Sailboats designed to be “seakindly” make the natural connection to wind, and waves. Some designs are better than others. Eagle was built using a combination of sail, rigging, and hull design centuries in the making. I had the very good fortune of sailing across the Atlantic aboard the barque in the early summer of 1994.

Because of a series of low-pressure systems spinning off the U.S. coast behind us, we sailed under blue skies, all sails braced sharp in 35-to-40-knot winds for nearly half the three-week passage via the Azores. The seas were large, at least 12 feet, probably more. I was one of a few civilians on board. Another was a man retired from the Merchant Marine. We were standing on the bridge watching Eagle’s sharp cutwater slice huge arcs of green wave into the air to leeward.

We stood ooh-ing and wowing on the steep hill that was Eagle’s deck. She was making her hull speed, nearly 17 knots. The retired merchantman said that in all his years at sea, he had never been on a ship that felt so comfortable at that speed under those sea conditions. I figured he meant ships with the same ratio of overall length to wave-size ratio. I can’t imagine a super tanker pays much attention to 12-foot seas.
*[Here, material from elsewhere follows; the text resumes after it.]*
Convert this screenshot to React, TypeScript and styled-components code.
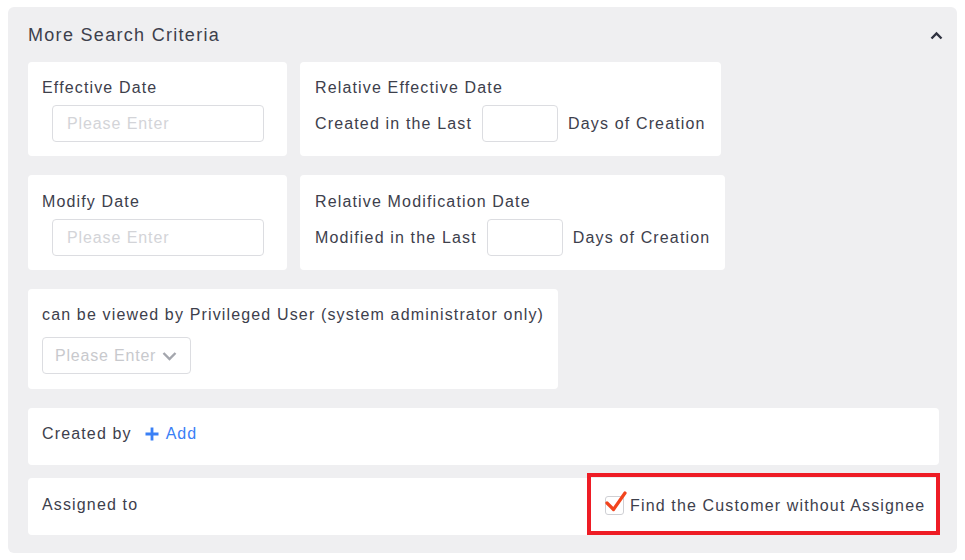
import styled, { createGlobalStyle } from "styled-components";

const GlobalStyle = createGlobalStyle`
  html, body {
    margin: 0;
    padding: 0;
    background: #ffffff;
  }
  body {
    font-family: "Liberation Sans", Arial, sans-serif;
    color: #3d404c;
  }
  * { box-sizing: border-box; }
`;

const Page = styled.div`
  padding: 7px 8px 7px 8px;
`;

const Panel = styled.section`
  background: #efeff1;
  border-radius: 6px;
  padding: 0 18px 18px 20px;
`;

const Header = styled.div`
  display: flex;
  align-items: center;
  justify-content: space-between;
  height: 55px;
`;

const Title = styled.h2`
  margin: 0;
  font-size: 18px;
  font-weight: 400;
  letter-spacing: 1.3px;
  color: #3d404c;
  padding-top: 1px;
`;

const Collapse = styled.button`
  border: none;
  background: none;
  padding: 0;
  width: 16px;
  height: 16px;
  display: flex;
  align-items: center;
  justify-content: center;
  margin-right: -5px;
  margin-top: 2px;
  cursor: pointer;
`;

const Rows = styled.div`
  display: flex;
  flex-direction: column;
`;

const CardRow = styled.div<{ $gap?: number }>`
  display: flex;
  gap: 13px;
  margin-bottom: ${(p) => p.$gap ?? 19}px;
`;

const Card = styled.div<{ $width?: number; $height: number; $top?: number; $side?: number }>`
  background: #ffffff;
  border-radius: 4px;
  padding: ${(p) => p.$top ?? 17}px ${(p) => p.$side ?? 14}px 0;
  width: ${(p) => (p.$width ? `${p.$width}px` : "auto")};
  height: ${(p) => p.$height}px;
  display: flex;
  flex-direction: column;
  gap: 8px;
`;

const Label = styled.div`
  font-size: 16px;
  letter-spacing: 1.15px;
  line-height: 18px;
  white-space: nowrap;
`;

const TextInput = styled.input<{ $width: number; $indent?: number }>`
  width: ${(p) => p.$width}px;
  height: 37px;
  margin-left: ${(p) => p.$indent ?? 0}px;
  border: 1px solid #dcdde1;
  border-radius: 4px;
  background: #fff;
  padding: 0 14px;
  font-family: "Liberation Sans", Arial, sans-serif;
  font-size: 16px;
  letter-spacing: 0.9px;
  color: #3d404c;
  outline: none;
  &::placeholder {
    color: #d3d4d8;
  }
`;

const InlineRow = styled.div`
  display: flex;
  align-items: center;
  gap: 10px;
`;

const SelectBox = styled.div`
  width: 149px;
  height: 37px;
  border: 1px solid #dcdde1;
  border-radius: 4px;
  display: flex;
  align-items: center;
  padding: 0 6px 0 12px;
  gap: 6px;
  margin-top: 5px;
`;

const SelectPlaceholder = styled.span`
  font-size: 16px;
  letter-spacing: 0.8px;
  color: #c8c9cd;
  white-space: nowrap;
`;

const WideCard = styled.div<{ $gap?: number; $top?: number }>`
  position: relative;
  background: #ffffff;
  border-radius: 4px;
  height: 57px;
  padding: ${(p) => p.$top ?? 17}px 0 0 14px;
  display: flex;
  align-items: flex-start;
  justify-content: space-between;
  margin-bottom: ${(p) => p.$gap ?? 0}px;
`;

const Left = styled.div`
  display: flex;
  align-items: center;
  gap: 13px;
  line-height: 20px;
`;

const AddLink = styled.a`
  display: flex;
  align-items: center;
  gap: 7px;
  color: #3a80f6;
  font-size: 16px;
  letter-spacing: 0.9px;
  text-decoration: none;
  cursor: pointer;
`;

const Highlight = styled.label`
  position: absolute;
  right: -1px;
  top: -5px;
  bottom: 0;
  width: 353px;
  border: 4px solid #ee1c25;
  display: flex;
  align-items: center;
  gap: 6px;
  padding-left: 14px;
  padding-top: 3px;
  font-size: 16px;
  letter-spacing: 1.15px;
  color: #3d404c;
  white-space: nowrap;
`;

const CheckBox = styled.span`
  position: relative;
  width: 19px;
  height: 19px;
  border: 1px solid #cfd0d4;
  border-radius: 3px;
  background: #fff;
  flex: none;
`;

const CheckMark = styled.svg`
  position: absolute;
  left: -1px;
  top: -7px;
`;

export default function App() {
  return (
    <>
      <GlobalStyle />
      <Page>
        <Panel>
          <Header>
            <Title>More Search Criteria</Title>
            <Collapse aria-label="collapse">
              <svg width="13" height="9" viewBox="0 0 13 9">
                <path d="M1.5 7.5 L6.5 2.5 L11.5 7.5" fill="none" stroke="#2f3240" strokeWidth="2.4" />
              </svg>
            </Collapse>
          </Header>
          <Rows>
            <CardRow>
              <Card $width={259} $height={94}>
                <Label>Effective Date</Label>
                <TextInput $width={212} $indent={10} placeholder="Please Enter" />
              </Card>
              <Card $height={94} $side={15}>
                <Label>Relative Effective Date</Label>
                <InlineRow>
                  <Label>Created in the Last</Label>
                  <TextInput $width={76} />
                  <Label>Days of Creation</Label>
                </InlineRow>
              </Card>
            </CardRow>
            <CardRow>
              <Card $width={259} $height={95} $top={18}>
                <Label>Modify Date</Label>
                <TextInput $width={212} $indent={10} placeholder="Please Enter" />
              </Card>
              <Card $height={95} $top={18} $side={15}>
                <Label>Relative Modification Date</Label>
                <InlineRow>
                  <Label>Modified in the Last</Label>
                  <TextInput $width={76} />
                  <Label>Days of Creation</Label>
                </InlineRow>
              </Card>
            </CardRow>
            <CardRow>
              <Card $height={100}>
                <Label>can be viewed by Privileged User (system administrator only)</Label>
                <SelectBox>
                  <SelectPlaceholder>Please Enter</SelectPlaceholder>
                  <svg width="15" height="10" viewBox="0 0 15 10">
                    <path d="M1.5 2 L7.5 8 L13.5 2" fill="none" stroke="#a4a6ad" strokeWidth="2.4" />
                  </svg>
                </SelectBox>
              </Card>
            </CardRow>
            <WideCard $gap={13} $top={16}>
              <Left>
                <Label>Created by</Label>
                <AddLink>
                  <svg width="14" height="14" viewBox="0 0 14 14">
                    <path d="M7 0.5 V13.5 M0.5 7 H13.5" stroke="#3a80f6" strokeWidth="2.8" />
                  </svg>
                  Add
                </AddLink>
              </Left>
            </WideCard>
            <WideCard $top={18}>
              <Left>
                <Label>Assigned to</Label>
              </Left>
              <Highlight>
                <CheckBox>
                  <CheckMark width="22" height="22" viewBox="0 0 22 22">
                    <path d="M2 13 L8.5 19.5 L20 3" fill="none" stroke="#f2441d" strokeWidth="3.2" strokeLinecap="round" strokeLinejoin="round" />
                  </CheckMark>
                </CheckBox>
                Find the Customer without Assignee
              </Highlight>
            </WideCard>
          </Rows>
        </Panel>
      </Page>
    </>
  );
}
Eagle finds the sweet spot, rides rather than wallows up, over and down the waves she continues to meet nearly 80 years after her christening.

The book I’m reading makes the point that seamen knew about waves by living among them. But only recently have we gotten a handle on the science of it, how wind blowing across the sea’s surface creates a rhythm that matches the shape and power of atmospheric pulses — the expanding bands of a hurricane for instance. Pulses that are translated into a train of sine curves above and below the surface whose rhythm has been translated into very dry equations. I’m trying to find their sweet spot.